The film hit close to home for her and her family, Scheffler says, because it explores and represents the realities of Deaf and HOH people participating in the mainstream world.
“We most definitely thrive in life, but there are a lot of challenges that emerge that not many people may recognize. I also really appreciated the juxtaposition of hearing and Deaf people within a family unit; this is the case for my family, and it was so interesting to see these dynamics from a different perspective. Not a single person hears in the same way; each person in my family experiences the world differently as a result of our different hearing,” Scheffler says.
Both of her parents are hearing, but her whole family has been following deaf actress Marlee Matlin’s career for a while and have a lot of love and admiration for her. Matlin was the first deaf actress to receive an Oscar, winning in 1987 for the film “Children of a Lesser God.”
“My entire family, including myself, love Marlee Matlin,” Scheffler says. “When Freeform Network, formerly ABC Family, released the TV show ‘Switched at Birth’ (starring Matlin), it was a ritual for the whole family to watch a show that explored the dynamics between the hearing and Deaf communities.

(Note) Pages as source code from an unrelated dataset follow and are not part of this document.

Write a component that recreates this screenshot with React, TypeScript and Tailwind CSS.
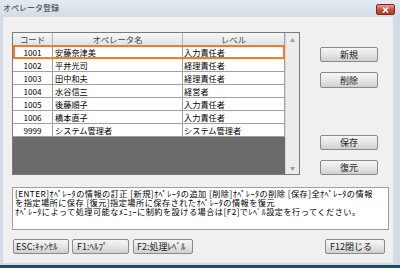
import React from 'react'

type Operator = {
  code: string
  name: string
  level: string
}

const operators: Operator[] = [
  { code: '1001', name: '安藤奈津美', level: '入力責任者' },
  { code: '1002', name: '平井光司', level: '経理責任者' },
  { code: '1003', name: '田中和夫', level: '経理責任者' },
  { code: '1004', name: '水谷信三', level: '経営者' },
  { code: '1005', name: '後藤順子', level: '入力責任者' },
  { code: '1006', name: '橋本直子', level: '入力責任者' },
  { code: '9999', name: 'システム管理者', level: 'システム管理者' },
]

function WinButton({ label, className }: { label: string; className: string }) {
  return (
    <button
      className={`flex items-center justify-center rounded-[2px] border border-[#8a8a8a] bg-gradient-to-b from-[#f6f6f6] via-[#e6e6e6] to-[#cfcfcf] text-[9px] leading-none text-[#222] ${className}`}
    >
      {label}
    </button>
  )
}

function OperatorGrid() {
  return (
    <div className="flex h-[143px] w-[288px] border border-[#7a7a7a] bg-[#6b6b6b]">
      {/* grid body */}
      <div className="flex flex-1 flex-col">
        <div className="flex h-[13px] bg-gradient-to-b from-[#f7f7f7] to-[#e3e3e3] text-[8.4px] leading-[12px] text-[#444] border-b border-[#a0a0a0]">
          <div className="w-[40px] border-r border-[#b5b5b5] text-center">コード</div>
          <div className="w-[130px] border-r border-[#b5b5b5] text-center">オペレータ名</div>
          <div className="flex-1 border-r border-[#a0a0a0] text-center">レベル</div>
        </div>
        {operators.map((op, i) => (
          <div
            key={op.code}
            className="relative flex h-[13px] bg-white text-[8.2px] leading-[12px] text-black border-b border-[#a0a0a0]"
          >
            <div className="w-[40px] border-r border-[#a0a0a0] text-center">{op.code}</div>
            <div className="w-[130px] border-r border-[#a0a0a0] pl-[2px]">{op.name}</div>
            <div className="flex-1 border-r border-[#a0a0a0] pl-[1px]">{op.level}</div>
            {i === 0 && (
              <div className="pointer-events-none absolute inset-x-0 -top-[1px] -bottom-[1px] border-2 border-[#f47b2a]" />
            )}
          </div>
        ))}
      </div>
      {/* scrollbar */}
      <div className="flex w-[14px] flex-col justify-between bg-[#ececec] border-l border-[#d8d8d8]">
        <div className="flex h-[13px] items-center justify-center text-[5px] text-[#9a9a9a]">▲</div>
        <div className="flex h-[13px] items-center justify-center text-[5px] text-[#9a9a9a]">▼</div>
      </div>
    </div>
  )
}

export default function App() {
  return (
    <div className="flex h-[268px] w-[400px] flex-col bg-[#1f4d5c] font-['Noto_Sans_CJK_JP','Noto_Sans',sans-serif]">
      {/* title bar */}
      <div className="flex h-[17px] items-start justify-between bg-gradient-to-b from-[#e4eaf1] to-[#d3dce6] pl-[3px] pr-[5px]">
        <span className="pt-[2px] text-[8px] leading-[11px] text-[#333]">オペレータ登録</span>
        <div className="mt-[4px] flex h-[11px] w-[19px] items-center justify-center rounded-[2px] border border-[#7a2a20] bg-gradient-to-b from-[#e8a090] via-[#c9503c] to-[#b73a28]">
          <svg width="7" height="6" viewBox="0 0 7 6">
            <path d="M1 0.5 L6 5.5 M6 0.5 L1 5.5" stroke="white" strokeWidth="1.6" />
          </svg>
        </div>
      </div>

      <div className="flex h-[246px]">
        <div className="w-[3px] bg-[#d3dce6]" />
        {/* client area */}
        <div className="flex w-[390px] flex-col bg-[#f0f0f0] pl-[9px] pt-[15px]">
          <div className="flex">
            <OperatorGrid />
            <div className="ml-[20px] flex h-[143px] flex-col justify-between pt-[15px]">
              <div className="flex flex-col gap-[10px]">
                <WinButton label="新規" className="h-[15px] w-[58px]" />
                <WinButton label="削除" className="h-[16px] w-[58px]" />
              </div>
              <div className="flex flex-col gap-[10px]">
                <WinButton label="保存" className="h-[15px] w-[58px]" />
                <WinButton label="復元" className="h-[15px] w-[58px]" />
              </div>
            </div>
          </div>

          {/* help message */}
          <div className="mt-[12px] h-[43px] w-[377px] border border-[#a0a0a0] bg-white px-[2px] pt-[1px] text-[8.2px] leading-[9px] tracking-[0.45px] text-black">
            <div>[ENTER]ｵﾍﾟﾚｰﾀの情報の訂正 [新規]ｵﾍﾟﾚｰﾀの追加 [削除]ｵﾍﾟﾚｰﾀの削除 [保存]全ｵﾍﾟﾚｰﾀの情報</div>
            <div>を指定場所に保存 [復元]指定場所に保存されたｵﾍﾟﾚｰﾀの情報を復元</div>
            <div>ｵﾍﾟﾚｰﾀによって処理可能なﾒﾆｭｰに制約を設ける場合は[F2]でﾚﾍﾞﾙ設定を行ってください。</div>
          </div>

          {/* function keys */}
          <div className="mt-[9px] flex pl-[1px] pr-[8px]">
            <WinButton label="ESC:ｷｬﾝｾﾙ" className="h-[15px] w-[56px] !justify-start pl-[2px]" />
            <WinButton label="F1:ﾍﾙﾌﾟ" className="ml-[3px] h-[15px] w-[57px] !justify-start pl-[4px]" />
            <WinButton label="F2:処理ﾚﾍﾞﾙ" className="ml-[4px] h-[15px] w-[60px] !justify-start pl-[3px]" />
            <WinButton label="F12閉じる" className="ml-auto h-[15px] w-[60px] !justify-start pl-[4px]" />
          </div>
        </div>
        <div className="w-[7px] bg-[#d3dce6]" />
      </div>
      <div className="h-[2px] bg-[#d3dce6]" />
    </div>
  )
}
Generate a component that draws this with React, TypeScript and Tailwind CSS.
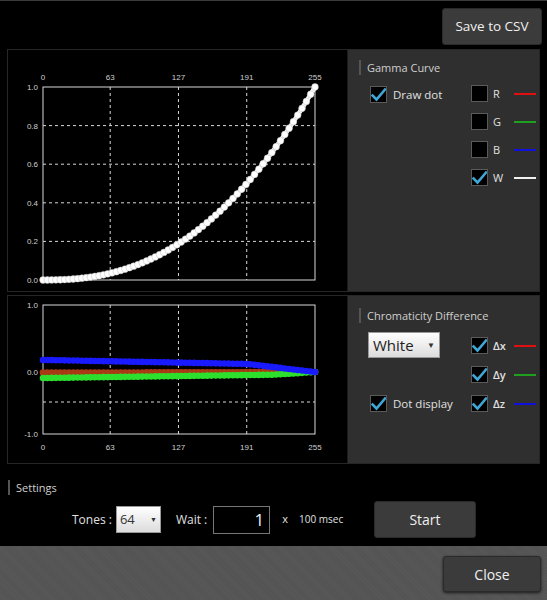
import React from "react";

const FONT = { fontFamily: '"Open Sans", "Noto Sans", sans-serif' };

function Check({ checked }: { checked: boolean }) {
  return (
    <div className="w-[17px] h-[17px] bg-black border border-[#5a5a5a] flex items-center justify-center shrink-0">
      {checked && (
        <svg width="15" height="15" viewBox="0 0 15 15">
          <path d="M1.5 8.5 L5.5 12.5 L14 2.5" fill="none" stroke="#3fa6d6" strokeWidth="2.6" strokeLinecap="square" />
        </svg>
      )}
    </div>
  );
}

function Swatch({ color }: { color: string }) {
  return <div className="w-[22px] h-[2px]" style={{ backgroundColor: color }} />;
}

function SectionTitle({ children }: { children: React.ReactNode }) {
  return (
    <div className="flex items-center gap-[6px]">
      <div className="w-[2px] h-[15px] bg-[#555]" />
      <span className="text-[11px] text-[#d0d0d0] leading-none">{children}</span>
    </div>
  );
}

const XT = [0, 63, 127, 191, 255];

function GammaChart() {
  const L = 35, R = 307, T = 37, B = 230;
  const xs = (t: number) => L + ((R - L) * t) / 255;
  const ys = (v: number) => B - (B - T) * v;
  const pts = Array.from({ length: 64 }, (_, i) => {
    const t = (i * 255) / 63;
    return { x: xs(t), y: ys(Math.pow(t / 255, 2.4)) };
  });
  return (
    <svg width="339" height="240" className="block">
      <g stroke="#d8d8d8" strokeWidth="1" strokeDasharray="3 3">
        {[63, 127, 191].map((t) => (
          <line key={t} x1={xs(t)} x2={xs(t)} y1={T} y2={B} />
        ))}
        {[0.2, 0.4, 0.6, 0.8].map((v) => (
          <line key={v} x1={L} x2={R} y1={ys(v)} y2={ys(v)} />
        ))}
      </g>
      <rect x={L} y={T} width={R - L} height={B - T} fill="none" stroke="#d8d8d8" strokeWidth="1" />
      <g fill="#d0d0d0" fontSize="8" fontFamily="Liberation Sans, sans-serif">
        {XT.map((t) => (
          <text key={t} x={xs(t)} y={30} textAnchor="middle">{t}</text>
        ))}
        {[0, 0.2, 0.4, 0.6, 0.8, 1].map((v) => (
          <text key={v} x={30} y={ys(v) + 3} textAnchor="end">{v.toFixed(1)}</text>
        ))}
      </g>
      <polyline points={pts.map((p) => `${p.x},${p.y}`).join(" ")} fill="none" stroke="#fff" strokeWidth="4.5" />
      {pts.map((p, i) => (
        <circle key={i} cx={p.x} cy={p.y} r="3.4" fill="#fff" stroke="#bbb" strokeWidth="0.5" />
      ))}
    </svg>
  );
}

function DiffChart() {
  const L = 35, R = 307, T = 9, B = 138, Z = 76;
  const xs = (t: number) => L + ((R - L) * t) / 255;
  const ys = (v: number) => Z - (Z - T) * v;
  const n = 64;
  const make = (f: (u: number) => number) =>
    Array.from({ length: n }, (_, i) => {
      const u = i / (n - 1);
      return { x: xs(u * 255), y: ys(f(u)) };
    });
  const red = make((u) => -0.01 + 0.01 * u);
  const green = make((u) => (u < 0.85 ? -0.09 + 0.05 * (u / 0.85) : -0.04 + 0.04 * ((u - 0.85) / 0.15)));
  const blue = make((u) => (u < 0.75 ? 0.18 - 0.06 * (u / 0.75) : 0.12 - 0.12 * ((u - 0.75) / 0.25)));
  const series: [typeof red, string][] = [
    [red, "#a83a14"],
    [green, "#2de02d"],
    [blue, "#1a1aff"],
  ];
  return (
    <svg width="339" height="167" className="block">
      <g stroke="#d8d8d8" strokeWidth="1" strokeDasharray="3 3">
        {[63, 127, 191].map((t) => (
          <line key={t} x1={xs(t)} x2={xs(t)} y1={T} y2={B} />
        ))}
        <line x1={L} x2={R} y1={106} y2={106} />
      </g>
      <rect x={L} y={T} width={R - L} height={B - T} fill="none" stroke="#d8d8d8" strokeWidth="1" />
      <g fill="#d0d0d0" fontSize="8" fontFamily="Liberation Sans, sans-serif">
        {XT.map((t) => (
          <text key={t} x={xs(t)} y={154} textAnchor="middle">{t}</text>
        ))}
        <text x={30} y={T + 3} textAnchor="end">1.0</text>
        <text x={30} y={Z + 3} textAnchor="end">0.0</text>
        <text x={30} y={B + 3} textAnchor="end">-1.0</text>
      </g>
      {series.map(([pts, c], k) => (
        <g key={k}>
          <polyline points={pts.map((p) => `${p.x},${p.y}`).join(" ")} fill="none" stroke={c} strokeWidth="5" />
          {pts.map((p, i) => (
            <circle key={i} cx={p.x} cy={p.y} r="3.3" fill={c} />
          ))}
        </g>
      ))}
    </svg>
  );
}

function ColorRow({ checked, label, color, bold }: { checked: boolean; label: string; color: string; bold?: boolean }) {
  return (
    <div className="flex items-center h-[17px]">
      <Check checked={checked} />
      <span className={`w-[26px] pl-[5px] text-[11px] text-[#e0e0e0] leading-none ${bold ? "font-semibold" : ""}`}>{label}</span>
      <Swatch color={color} />
    </div>
  );
}

export default function App() {
  return (
    <div className="w-[547px] h-[600px] bg-black flex flex-col overflow-hidden border-t border-[#3a3a3a]" style={FONT}>
      {/* header */}
      <div className="h-[48px] flex justify-end items-start pt-[7px] pr-[5px]">
        <button className="w-[100px] h-[37px] rounded-[3px] bg-[#3b3b3b] border border-[#2a2a2a] text-[#f0f0f0] text-[13.5px] shadow-[0_1px_2px_rgba(0,0,0,0.8)]">
          Save to CSV
        </button>
      </div>

      {/* panels */}
      <div className="px-[7px] flex flex-col gap-[3px]">
        <div className="h-[243px] border border-[#262626] flex">
          <div className="w-[340px] bg-black border-r border-[#1c1c1c]">
            <GammaChart />
          </div>
          <div className="flex-1 bg-[#2f2f2f] pt-[10px] pl-[11px]">
            <SectionTitle>Gamma Curve</SectionTitle>
            <div className="flex mt-[11px] pl-[11px]">
              <div className="w-[101px] flex items-center h-[17px]">
                <Check checked />
                <span className="pl-[6px] text-[11.5px] text-[#e0e0e0] leading-none">Draw dot</span>
              </div>
              <div className="flex flex-col gap-[11px] -mt-[1px]">
                <ColorRow checked={false} label="R" color="#e01010" />
                <ColorRow checked={false} label="G" color="#1fa01f" />
                <ColorRow checked={false} label="B" color="#1010e0" />
                <ColorRow checked label="W" color="#f0f0f0" />
              </div>
            </div>
          </div>
        </div>

        <div className="h-[169px] border border-[#262626] flex">
          <div className="w-[340px] bg-black border-r border-[#1c1c1c]">
            <DiffChart />
          </div>
          <div className="flex-1 bg-[#2f2f2f] pt-[12px] pl-[11px]">
            <SectionTitle>Chromaticity Difference</SectionTitle>
            <div className="flex mt-[9px] pl-[9px]">
              <div className="w-[103px] flex flex-col justify-between h-[80px]">
                <div className="w-[72px] h-[26px] bg-gradient-to-b from-[#ffffff] to-[#dcdcdc] border border-[#999] flex items-center justify-between px-[4px]">
                  <span className="text-[15px] text-[#222] leading-none">White</span>
                  <span className="text-[8px] text-[#333] leading-none">▼</span>
                </div>
                <div className="flex items-center h-[17px] pl-[2px]">
                  <Check checked />
                  <span className="pl-[6px] text-[11.5px] text-[#e0e0e0] leading-none">Dot display</span>
                </div>
              </div>
              <div className="flex flex-col gap-[12px] pt-[5px]">
                <ColorRow checked label="Δx" color="#e01010" bold />
                <ColorRow checked label="Δy" color="#1fa01f" bold />
                <ColorRow checked label="Δz" color="#1010e0" bold />
              </div>
            </div>
          </div>
        </div>
      </div>

      {/* settings */}
      <div className="flex-1 flex flex-col pt-[16px] pl-[8px]">
        <SectionTitle>Settings</SectionTitle>
        <div className="flex items-center mt-[6px] pl-[64px] h-[37px]">
          <span className="text-[12px] text-[#e0e0e0] whitespace-nowrap">Tones :</span>
          <div className="ml-[4px] w-[45px] h-[27px] bg-gradient-to-b from-[#ffffff] to-[#dcdcdc] border border-[#999] flex items-center justify-between px-[3px]">
            <span className="text-[13px] text-[#333] leading-none">64</span>
            <span className="text-[7px] text-[#333] leading-none">▼</span>
          </div>
          <span className="ml-[15px] text-[12px] text-[#e0e0e0] whitespace-nowrap">Wait :</span>
          <div className="ml-[6px] w-[57px] h-[28px] bg-black border border-[#777] flex items-center justify-end pr-[5px]">
            <span className="text-[17px] text-[#f0f0f0] leading-none">1</span>
          </div>
          <span className="ml-[12px] text-[11px] text-[#e0e0e0]">x</span>
          <span className="ml-[11px] w-[40px] text-[10px] text-[#e0e0e0] whitespace-nowrap">100 msec</span>
          <button className="ml-[35px] w-[102px] h-[37px] rounded-[3px] bg-[#3b3b3b] border border-[#2a2a2a] text-[#f0f0f0] text-[14px]">
            Start
          </button>
        </div>
      </div>

      {/* footer */}
      <div className="h-[54px] shrink-0 bg-[#565656] bg-[repeating-linear-gradient(45deg,#585858_0px,#585858_1px,#535353_1px,#535353_2px)] flex justify-end items-start pt-[10px] pr-[6px]">
        <button className="w-[98px] h-[36px] rounded-[3px] bg-[#3b3b3b] border border-[#2a2a2a] text-[#f0f0f0] text-[14px] shadow-[0_1px_3px_rgba(0,0,0,0.7)]">
          Close
        </button>
      </div>
    </div>
  );
}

“I find it so important for deaf actors to be involved in the film industry because representation matters. Deaf actors, especially native ASL speakers, also are uniquely attuned to body language and facial expressions; as a result, deaf actors are extremely lively and expressive on stage,” she says. “Deaf actors have long been fighting for more opportunities in the film industry, and CODA most definitely helped to break down more barriers between the hearing and Deaf community in the film industry.”